Nel PD si parla molto di "nuovo" ma il rinnovamento di metodi e persone stenta a decollare. Il "porcellum" (la legge elettorale scritta da Calderoli per rendere ingovernabile il Paese in vista della sconfitta elettorale), mettendo tutto in mano alle segreterie di partito, renderebbe doveroso fare un minimo di primarie. Ma le liste (bloccate) vanno consegnate tra 2 settimane, quindi sembra che la migliore delle ipotesi sia una consultazione dei circoli territoriali (che al momento sostituiscono le ex sezioni di partito), a inizio marzo, un po' meno condivisibili eventuali "mini-primarie" in cui votino gli eletti del 14 ottobre scorso (le primarie "di Veltroni"), cioè i delegati delle assemblee regionali. I quali non sono votati per scegliere i deputati, ma per nominare i segretari e redigere gli Statuti.

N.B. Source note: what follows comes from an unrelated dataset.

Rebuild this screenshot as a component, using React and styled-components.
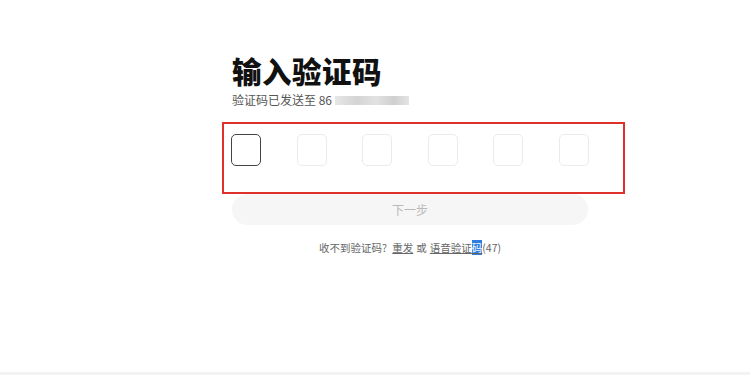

A maggior ragione in tale contesto, mi lascia perplesso la scelta del PD di mettere capolista al nord Matteo Colaninno. Presidente dei giovani industriali italiani, ma soprattutto figlio di "quel" Colaninno, uno dei "primi" furbetti del quartierino. Difficile pensare che Matteo si sia fatto da solo, senza giovarsi delle plusvalenze "guadagnate" dal padre, appoggiato da D'Alema & C.


Non che candidare gli industriali di per sè sia sbagliato. Anzi, sembra più sensato rispetto alla ricerca di consenso tramite personaggi noti ma non necessariamente politici competenti, come il bravissimo attore Neri Marcorè, chiamati - presumibilmente - per sfruttarne la notorietà in altri campi.
Si cerca di piacere un po' a tutti, industria, moderati, indecisi della Cdl... In tempi di campagna elettorale, per giunta con uno svantaggio da colmare, le strategie efficaci sono bene accette, se si rispettano alcune condizioni: non ci si svenda, si resti credibili, si mantenga più integrità morale rispetto a chi è sceso in campo per salvare le aziende e non andare in galera, non si pieghino programmi, obiettivi e politica alla ricerca di qualche voto in più. Come ho già avuto modo di scrivere, il pretesto di dover battere Berlusconi non giustifica l'uso di qualsiasi mezzo, meno ancora quello di adottare gli stessi comportamenti contestati agli altri.
E bisogna chiedersi se davvero la strategia è efficace. In questo caso sembra di si. Probabilmente sono state considerate, oltre all'utilità dell'appoggio degli industriali, la memoria corta degli elettori e la tendenza a votare la persona o il cognome noto, aldilà dei meriti e dei demeriti.